Granted, Paris is smoggy and the parking is a good joke, and public transport is hard to interpret. Actually, if you speak only English just about everything is unintelligible. Every other city in Europe at least seems to provide discrete English versions of important information, if only on brochures to be read surreptitiously in dark corners, so I can pretend to know what's going on for a good hour. In Paris they make it hard. I think it's so they can scorn me for being shockingly ignorant of things like how busses work, and how to say, 'I've dropped my fork and although I'm terrified of you I have to ask for another one, please.' But struggling is half the fun. What kind of Paris would it be without a cranky population to complain about?
I plan to go back and do some more French things. I want to catch more packed subways, the carriages ringing with the music of buskers. I want to eat gluten free crêpes from Lepic Assiette in Montmartre that was closed when we were there. I want more markets of the snails and fish heads variety. I want to go to a jazz club and inside the Moulin Rouge and see more museums and climb the Notre Dame in the winter to pretend I'm a gorgeous singing Disney gypsy. I didn't need a lover or a lust for sap. I don't want romance, but I do want more of this. And Paris is the kind of city where there's always something more.
We climb the Eiffel tower in the morning. The smoggy grey that blankets the wide city vistas doesn't even disgust me. I like it, even. I like the way the city is misty and blue and the distance melts into the horizon. Besides, on the tower in patches of shade the morning is still fresh and the polluting dioxin-rich haze is a sheen of magic fairy dust over this sweaty city. I like it. Call it denial or whatever. Don't call it romance.




We rent an attic apartment in Champs Elysees. The futon takes up the entire floor when it's unfolded and the toilet is under the kitchen bench. We take an ancient lift with a swinging grill door to the fifth floor, then stairs to the sixth, and it's secretly everything I ever dreamed it might be. From our tiny window we can see two steeples.

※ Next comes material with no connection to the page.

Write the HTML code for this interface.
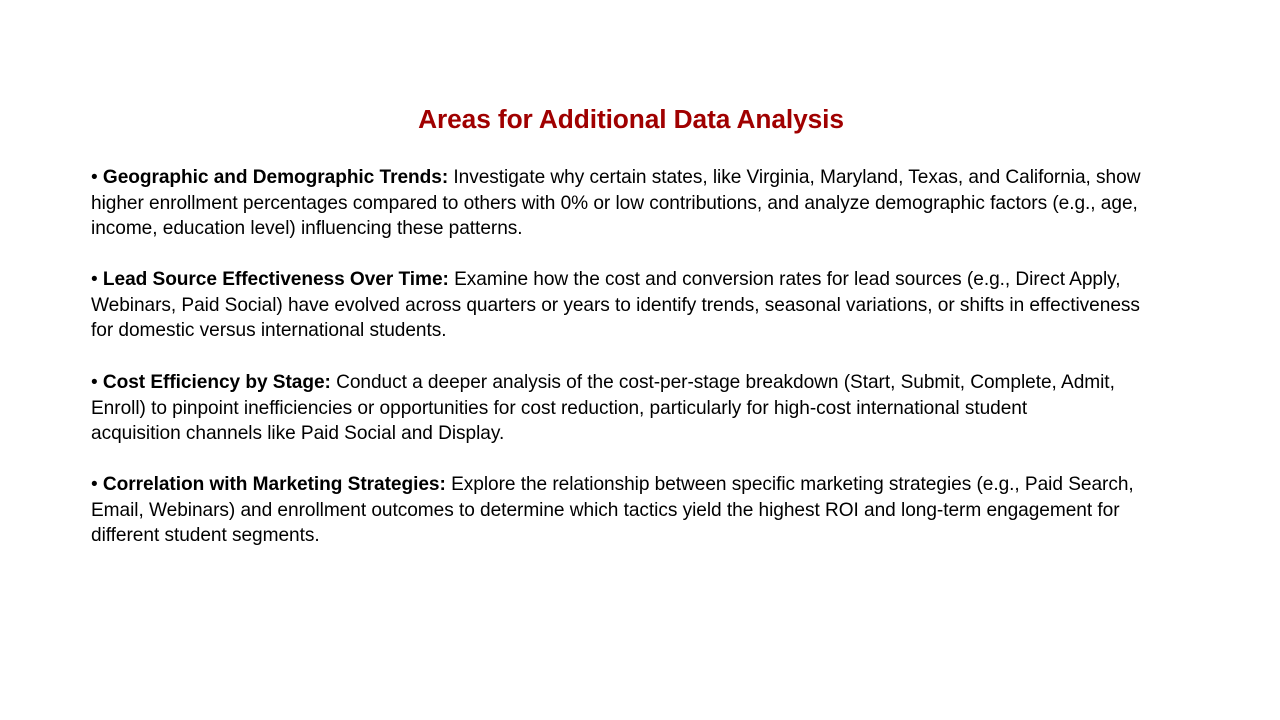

The neighbourhood feels safe. It's the kind of place we could spend our daily budget on a basket of bread. We take a night time stroll. I can't get enough of the lights. The Eiffel tower glitters hourly. The bridges are lit along the length of the Seine, and the evening air is just turning cool as we cross one towards Champs de Mars. It's only our first night in Paris and my resolve to hate it is melting under these lights. I had promised myself an aura of scornful distaste would accompany every sight. Eye rolling and cool cynicism and stuff like that. I had intentionally contracted that social sickness of the elitist: that feeling that what everyone else likes must be common nonsense. This is bogus, of course.
We do go to all the places everyone else likes and, secretly, I mostly like them too.
Granted, Paris is smoggy and the parking is a good joke, and public transport is hard to interpret. Actually, if you speak only English just about everything is unintelligible. Every other city in Europe at least seems to provide discrete English versions of important information, if only on brochures to be read surreptitiously in dark corners, so I can pretend to know what's going on for a good hour. In Paris they make it hard. I think it's so they can scorn me for being shockingly ignorant of things like how busses work, and how to say, 'I've dropped my fork and although I'm terrified of you I have to ask for another one, please.' But struggling is half the fun. What kind of Paris would it be without a cranky population to complain about?
I plan to go back and do some more French things. I want to catch more packed subways, the carriages ringing with the music of buskers. I want to eat gluten free crêpes from Lepic Assiette in Montmartre that was closed when we were there. I want more markets of the snails and fish heads variety. I want to go to a jazz club and inside the Moulin Rouge and see more museums and climb the Notre Dame in the winter to pretend I'm a gorgeous singing Disney gypsy. I didn't need a lover or a lust for sap. I don't want romance, but I do want more of this. And Paris is the kind of city where there's always something more.
We climb the Eiffel tower in the morning. The smoggy grey that blankets the wide city vistas doesn't even disgust me. I like it, even. I like the way the city is misty and blue and the distance melts into the horizon. Besides, on the tower in patches of shade the morning is still fresh and the polluting dioxin-rich haze is a sheen of magic fairy dust over this sweaty city. I like it. Call it denial or whatever. Don't call it romance.